Aim of the exercise: Copy each line containing the word "this" from the records that follow, please.

Records for processing:
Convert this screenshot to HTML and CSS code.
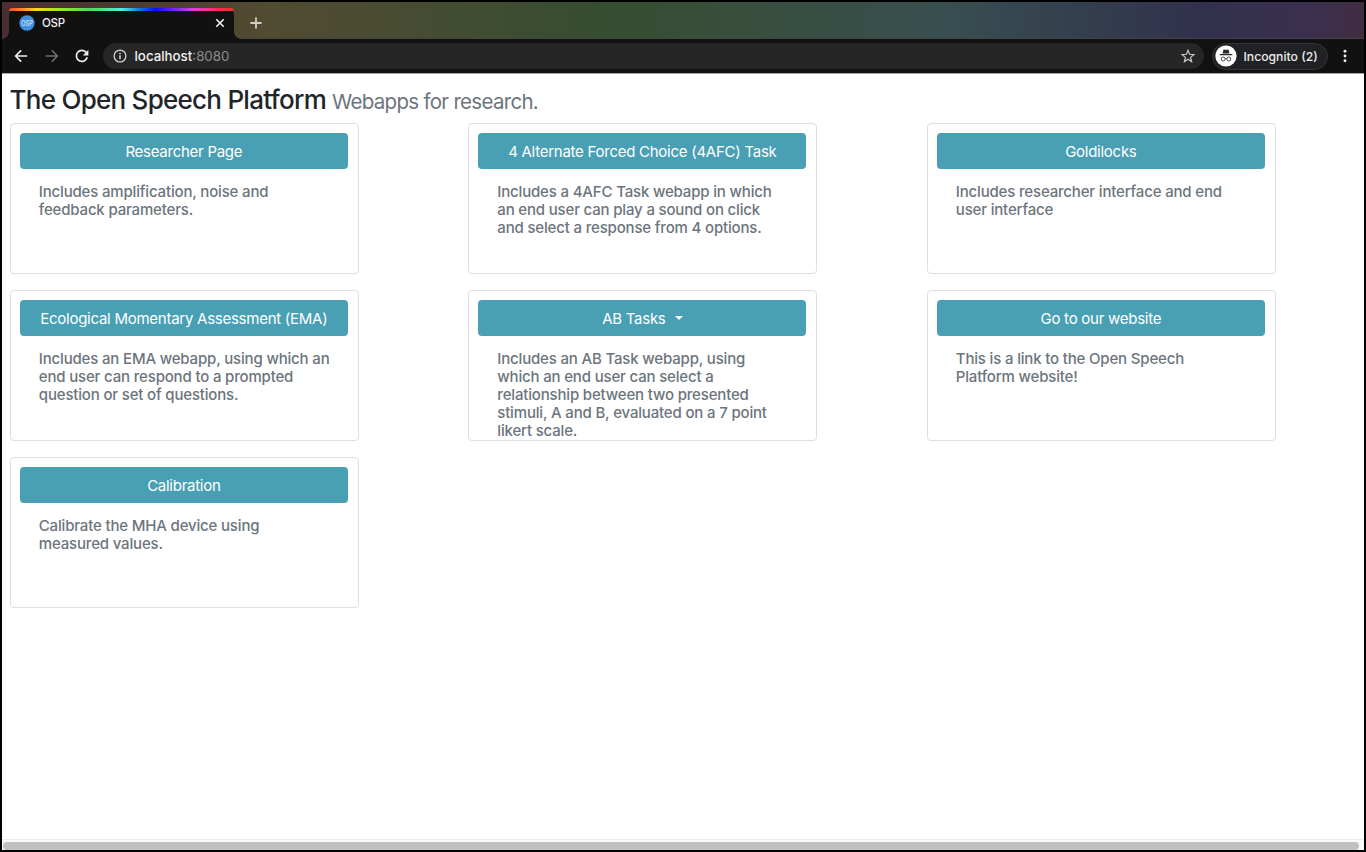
* * *
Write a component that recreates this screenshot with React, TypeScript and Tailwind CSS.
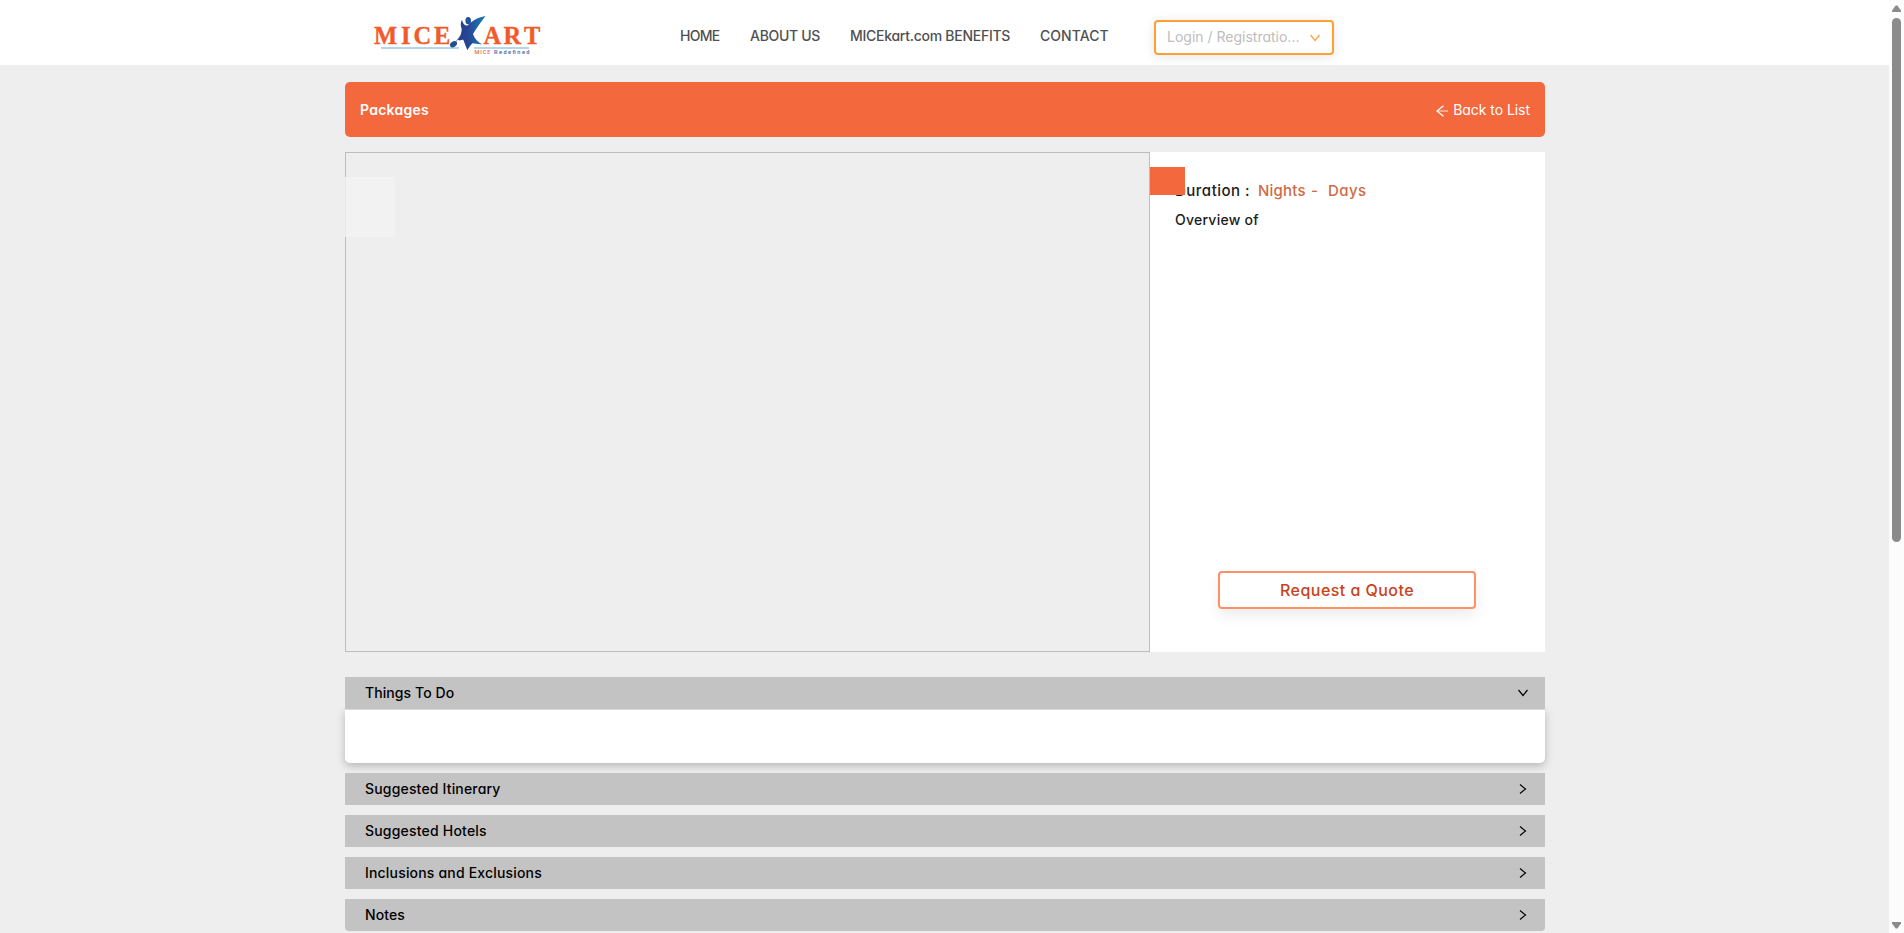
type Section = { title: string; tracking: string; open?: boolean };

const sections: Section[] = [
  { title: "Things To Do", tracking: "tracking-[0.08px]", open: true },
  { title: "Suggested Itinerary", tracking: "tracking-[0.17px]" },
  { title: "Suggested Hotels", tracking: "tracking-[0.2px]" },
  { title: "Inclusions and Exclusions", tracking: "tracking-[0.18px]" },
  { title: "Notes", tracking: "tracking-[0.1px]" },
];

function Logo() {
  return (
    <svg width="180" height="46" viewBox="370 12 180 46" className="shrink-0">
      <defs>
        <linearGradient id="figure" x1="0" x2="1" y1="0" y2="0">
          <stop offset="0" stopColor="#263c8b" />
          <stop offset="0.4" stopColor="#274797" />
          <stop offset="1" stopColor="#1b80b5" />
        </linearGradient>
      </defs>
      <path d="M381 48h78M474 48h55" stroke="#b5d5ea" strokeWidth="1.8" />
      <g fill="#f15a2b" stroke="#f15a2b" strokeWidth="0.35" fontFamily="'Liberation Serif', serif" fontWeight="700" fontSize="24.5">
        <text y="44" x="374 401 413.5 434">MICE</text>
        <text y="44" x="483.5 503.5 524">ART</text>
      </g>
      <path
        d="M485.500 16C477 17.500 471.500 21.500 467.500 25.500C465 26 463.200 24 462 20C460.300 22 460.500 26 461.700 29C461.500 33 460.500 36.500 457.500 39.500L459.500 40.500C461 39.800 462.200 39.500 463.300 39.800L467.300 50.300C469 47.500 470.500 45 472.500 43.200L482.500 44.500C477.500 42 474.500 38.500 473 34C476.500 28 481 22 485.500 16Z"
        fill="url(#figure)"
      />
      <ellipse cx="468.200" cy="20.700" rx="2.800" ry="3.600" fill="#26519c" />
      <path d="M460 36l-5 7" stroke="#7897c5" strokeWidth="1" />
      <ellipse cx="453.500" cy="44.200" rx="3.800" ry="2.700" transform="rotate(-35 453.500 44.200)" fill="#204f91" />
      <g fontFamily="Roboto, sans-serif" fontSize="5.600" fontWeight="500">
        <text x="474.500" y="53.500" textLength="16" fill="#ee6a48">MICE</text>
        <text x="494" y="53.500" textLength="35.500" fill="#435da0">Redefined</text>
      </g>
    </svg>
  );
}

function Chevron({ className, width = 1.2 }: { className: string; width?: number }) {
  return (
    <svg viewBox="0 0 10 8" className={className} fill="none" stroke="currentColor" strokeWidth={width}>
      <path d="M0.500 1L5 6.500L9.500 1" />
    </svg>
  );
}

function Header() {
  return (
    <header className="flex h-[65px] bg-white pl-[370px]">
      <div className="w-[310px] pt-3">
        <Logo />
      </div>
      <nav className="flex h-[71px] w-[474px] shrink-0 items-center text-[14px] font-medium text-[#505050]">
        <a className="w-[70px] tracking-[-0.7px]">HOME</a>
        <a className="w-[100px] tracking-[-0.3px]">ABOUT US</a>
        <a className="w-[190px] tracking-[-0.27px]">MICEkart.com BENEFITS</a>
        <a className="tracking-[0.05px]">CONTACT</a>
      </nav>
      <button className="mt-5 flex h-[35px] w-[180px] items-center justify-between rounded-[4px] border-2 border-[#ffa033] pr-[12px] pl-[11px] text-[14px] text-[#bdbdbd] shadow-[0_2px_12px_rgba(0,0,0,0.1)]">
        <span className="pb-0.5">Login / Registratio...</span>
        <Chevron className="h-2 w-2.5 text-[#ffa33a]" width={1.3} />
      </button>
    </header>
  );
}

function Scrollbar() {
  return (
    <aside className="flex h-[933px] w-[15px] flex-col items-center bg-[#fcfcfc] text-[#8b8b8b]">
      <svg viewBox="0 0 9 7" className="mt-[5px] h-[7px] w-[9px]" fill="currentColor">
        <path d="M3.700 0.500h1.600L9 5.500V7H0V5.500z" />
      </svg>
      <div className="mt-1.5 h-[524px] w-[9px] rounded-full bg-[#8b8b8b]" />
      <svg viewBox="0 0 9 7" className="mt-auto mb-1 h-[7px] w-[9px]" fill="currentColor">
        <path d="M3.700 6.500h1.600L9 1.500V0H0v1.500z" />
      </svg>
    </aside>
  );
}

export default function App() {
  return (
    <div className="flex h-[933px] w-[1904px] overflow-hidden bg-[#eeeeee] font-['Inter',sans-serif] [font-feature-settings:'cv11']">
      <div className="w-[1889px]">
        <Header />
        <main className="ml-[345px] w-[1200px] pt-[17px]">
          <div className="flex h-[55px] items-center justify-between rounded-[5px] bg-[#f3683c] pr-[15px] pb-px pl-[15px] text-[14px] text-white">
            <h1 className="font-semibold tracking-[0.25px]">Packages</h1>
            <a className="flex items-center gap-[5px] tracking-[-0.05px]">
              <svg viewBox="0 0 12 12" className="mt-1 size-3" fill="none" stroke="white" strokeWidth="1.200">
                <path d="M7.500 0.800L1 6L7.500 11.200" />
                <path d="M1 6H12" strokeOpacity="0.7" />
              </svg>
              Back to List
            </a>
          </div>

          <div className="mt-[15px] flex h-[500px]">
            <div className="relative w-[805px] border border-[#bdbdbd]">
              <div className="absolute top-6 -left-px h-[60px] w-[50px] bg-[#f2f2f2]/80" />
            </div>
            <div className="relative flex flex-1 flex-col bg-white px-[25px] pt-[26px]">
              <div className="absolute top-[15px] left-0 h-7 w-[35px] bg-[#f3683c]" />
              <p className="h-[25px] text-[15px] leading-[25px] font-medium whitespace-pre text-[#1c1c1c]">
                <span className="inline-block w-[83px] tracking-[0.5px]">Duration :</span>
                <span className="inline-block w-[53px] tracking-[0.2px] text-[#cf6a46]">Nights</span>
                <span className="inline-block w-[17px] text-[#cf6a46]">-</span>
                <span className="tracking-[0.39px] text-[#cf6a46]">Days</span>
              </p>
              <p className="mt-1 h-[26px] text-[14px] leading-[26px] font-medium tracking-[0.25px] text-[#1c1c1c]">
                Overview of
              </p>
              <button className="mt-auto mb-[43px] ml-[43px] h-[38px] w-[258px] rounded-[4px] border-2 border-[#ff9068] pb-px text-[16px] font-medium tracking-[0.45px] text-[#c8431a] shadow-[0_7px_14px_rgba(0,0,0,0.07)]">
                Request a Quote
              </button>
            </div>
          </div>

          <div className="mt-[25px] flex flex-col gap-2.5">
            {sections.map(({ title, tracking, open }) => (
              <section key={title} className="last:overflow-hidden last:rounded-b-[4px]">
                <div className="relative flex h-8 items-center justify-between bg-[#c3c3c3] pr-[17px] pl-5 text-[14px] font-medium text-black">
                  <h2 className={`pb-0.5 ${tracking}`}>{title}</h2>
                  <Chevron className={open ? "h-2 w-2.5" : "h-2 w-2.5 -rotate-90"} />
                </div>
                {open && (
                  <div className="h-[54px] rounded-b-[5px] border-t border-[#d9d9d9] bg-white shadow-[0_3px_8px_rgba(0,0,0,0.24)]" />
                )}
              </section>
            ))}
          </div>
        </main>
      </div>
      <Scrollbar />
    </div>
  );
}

Complete output:
Convert this screenshot to HTML and CSS code.
Write a component that recreates this screenshot with React, TypeScript and Tailwind CSS.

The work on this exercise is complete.